FAT32 vs NTFS vs ext4

Feature	FAT32	NTFS	ext4
Full Form	File Allocation Table 32	New Technology File System	Fourth Extended File System
Developer	Microsoft	Microsoft	Linux community
Max File Size	4 GB	No practical limit (16 TB)	16 TB
Max Volume	2 TB	256 TB	1 EB
Security	No file permissions	Full permissions + encryption	Full permissions
Journaling	No	Yes (crash recovery)	Yes
OS Support	Windows, Mac, Linux, cameras	Windows only (read on Mac/Linux)	Linux only
Use Case	USB drives, SD cards	Windows hard drives	Linux systems

Other File Systems:

FAT16 — older version, max 2 GB file, used in very old systems
APFS (Apple File System) — macOS, iOS; optimized for SSD and Flash storage
exFAT — designed for flash drives, no 4 GB limit like FAT32, cross-platform

Exam Favourite: FAT32 cannot store files larger than 4 GB. NTFS supports file permissions and encryption.

Cloud Storage

Cloud storage stores data on remote servers accessed via the internet, instead of local hard drives.
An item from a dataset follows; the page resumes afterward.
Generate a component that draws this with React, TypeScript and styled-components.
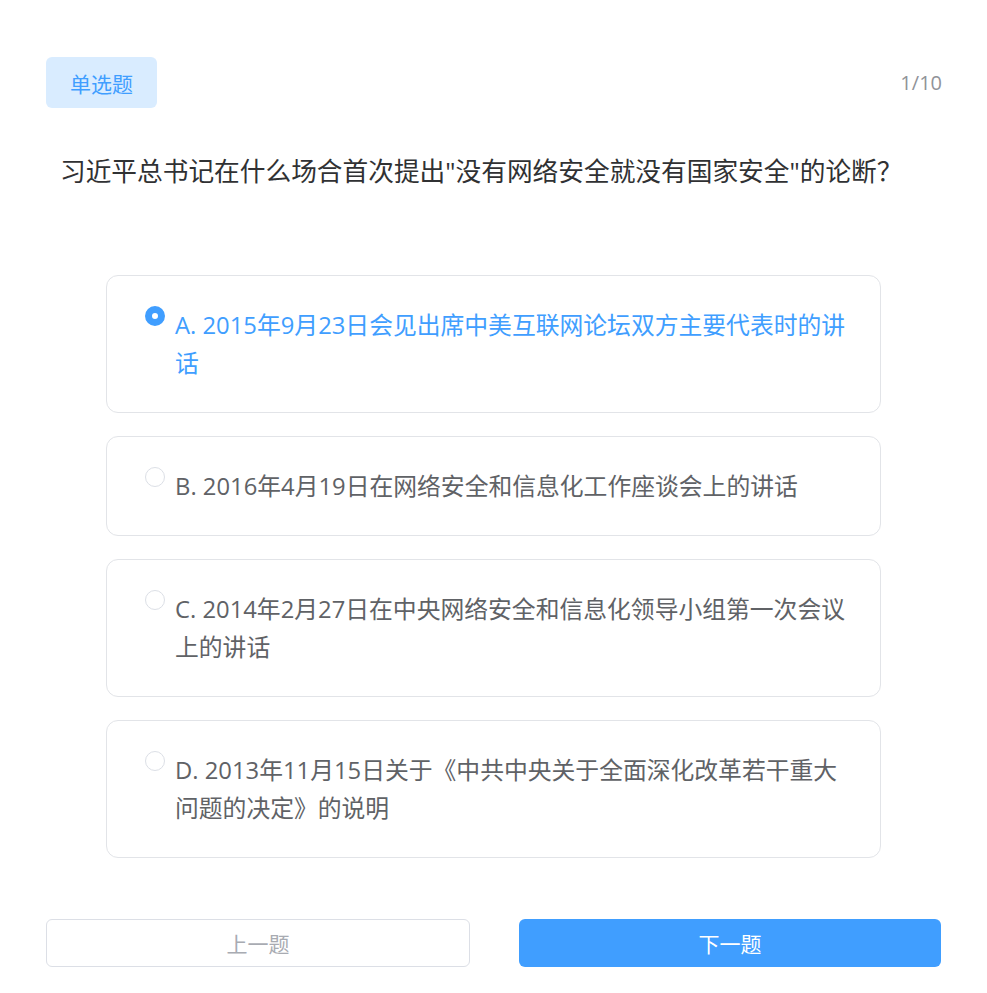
import React, { useState } from 'react';
import styled, { createGlobalStyle } from 'styled-components';

const GlobalStyle = createGlobalStyle`
  body {
    margin: 0;
    background: #ffffff;
    font-family: "Open Sans", "Noto Sans CJK SC", sans-serif;
  }
`;

const options = [
  { key: 'A', text: '2015年9月23日会见出席中美互联网论坛双方主要代表时的讲话' },
  { key: 'B', text: '2016年4月19日在网络安全和信息化工作座谈会上的讲话' },
  { key: 'C', text: '2014年2月27日在中央网络安全和信息化领导小组第一次会议上的讲话' },
  { key: 'D', text: '2013年11月15日关于《中共中央关于全面深化改革若干重大问题的决定》的说明' }
];

const App = () => {
  const [selected, setSelected] = useState('A');

  return (
    <Page>
      <GlobalStyle />
      <Header>
        <Tag>单选题</Tag>
        <Counter>1/10</Counter>
      </Header>
      <Question>
        习近平总书记在什么场合首次提出"没有网络安全就没有国家安全"的论断？
      </Question>
      <OptionList>
        {options.map((opt) => {
          const active = opt.key === selected;
          return (
            <Option key={opt.key} onClick={() => setSelected(opt.key)}>
              <Radio active={active} />
              <OptionText active={active}>
                {opt.key}. {opt.text}
              </OptionText>
            </Option>
          );
        })}
      </OptionList>
      <Footer>
        <PrevButton disabled>上一题</PrevButton>
        <NextButton>下一题</NextButton>
      </Footer>
    </Page>
  );
};

export default App;

const Page = styled.div`
  padding: 57px 46px 26px;
  display: flex;
  flex-direction: column;
`;

const Header = styled.div`
  display: flex;
  justify-content: space-between;
  align-items: center;
`;

const Tag = styled.div`
  width: 111px;
  height: 51px;
  display: flex;
  align-items: center;
  justify-content: center;
  background: #d9ecff;
  color: #409eff;
  border-radius: 6px;
  font-size: 21px;
  font-family: "Noto Sans CJK SC", sans-serif;
`;

const Counter = styled.div`
  font-size: 20px;
  color: #909399;
  margin-right: -1px;
`;

const Question = styled.div`
  margin-top: 46px;
  padding: 0 14px;
  font-size: 25.7px;
  line-height: 36px;
  color: #303133;
`;

const OptionList = styled.div`
  margin: 85px 60px 0;
  display: flex;
  flex-direction: column;
  gap: 23px;
`;

const Option = styled.div`
  display: flex;
  align-items: flex-start;
  gap: 10px;
  padding: 30px 24px 30px 38px;
  border: 1px solid #e2e4e8;
  border-radius: 12px;
  cursor: pointer;
`;

const Radio = styled.span<{ active: boolean }>`
  flex-shrink: 0;
  box-sizing: border-box;
  width: 20px;
  height: 20px;
  border-radius: 50%;
  border: ${(p) => (p.active ? '7px solid #409eff' : '1px solid #dcdfe6')};
  background: #ffffff;
`;

const OptionText = styled.div<{ active: boolean }>`
  font-size: 23.8px;
  line-height: 38px;
  color: ${(p) => (p.active ? '#409eff' : '#606266')};
`;

const Footer = styled.div`
  margin-top: 61px;
  display: flex;
  gap: 49px;
`;

const PrevButton = styled.button`
  flex: 1;
  height: 48px;
  border: 1px solid #dcdfe6;
  border-radius: 6px;
  background: #ffffff;
  color: #a8abb2;
  font-size: 21px;
  font-family: "Noto Sans CJK SC", sans-serif;
`;

const NextButton = styled.button`
  flex: 1;
  height: 48px;
  border: none;
  border-radius: 6px;
  background: #409eff;
  color: #ffffff;
  font-size: 21px;
  font-family: "Noto Sans CJK SC", sans-serif;
  cursor: pointer;
`;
Service	Provider	Free Storage
Google Drive	Google	15 GB
OneDrive	Microsoft	5 GB
iCloud	Apple	5 GB
Dropbox	Dropbox Inc.	2 GB

Advantages: Access from anywhere, automatic backup, sharing, no physical damage risk Disadvantages: Requires internet, privacy concerns, subscription costs for more storage

Storage Unit Conversion Table

Unit	Equivalent	Approximate Decimal
1 Nibble	4 bits	—
1 Byte	8 bits	—
1 KB	1024 Bytes	~1 Thousand Bytes
1 MB	1024 KB	~1 Million Bytes
1 GB	1024 MB	~1 Billion Bytes
1 TB	1024 GB	~1 Trillion Bytes
1 PB	1024 TB	~1 Quadrillion Bytes
1 EB	1024 PB	~1 Quintillion Bytes

Exam Favourite: 1 Nibble = 4 bits. 1 Byte = 8 bits = 2 Nibbles. 1 Terabyte = 1024 GB = approximately 1 trillion bytes.

DDR RAM Generations

Generation	Data Rate	Voltage	Typical Speed	Year Introduced
DDR1	200–400 MT/s	2.5V	200–400 MHz	2000
DDR2	400–1066 MT/s	1.8V	400–800 MHz	2003
DDR3	800–2133 MT/s	1.5V	Up to 2133 MHz	2007
DDR4	1600–3200 MT/s	1.2V	Up to 3200 MHz	2014
DDR5	3200–6400+ MT/s	1.1V	Up to 6400+ MHz	2020

Each DDR generation doubles the data rate, uses lower voltage (more energy efficient), and is physically incompatible with previous slots — DDR4 RAM cannot fit in a DDR3 slot.

SSD Types: SATA vs NVMe

Feature	SATA SSD	NVMe SSD
Interface	SATA III (same as HDD)	PCIe (direct to CPU)
Speed	Up to 550 MB/s	Up to 3500–7000 MB/s
Form Factor	2.5-inch drive	M.2 stick (small)
Performance	3–5× faster than HDD	5–7× faster than SATA SSD
Price	Moderate	Higher
Best For	Budget upgrades	High-performance, gaming, workstations

Exam Tip: NVMe (Non-Volatile Memory Express) connects via PCIe and is significantly faster than SATA SSD. Both use NAND Flash technology.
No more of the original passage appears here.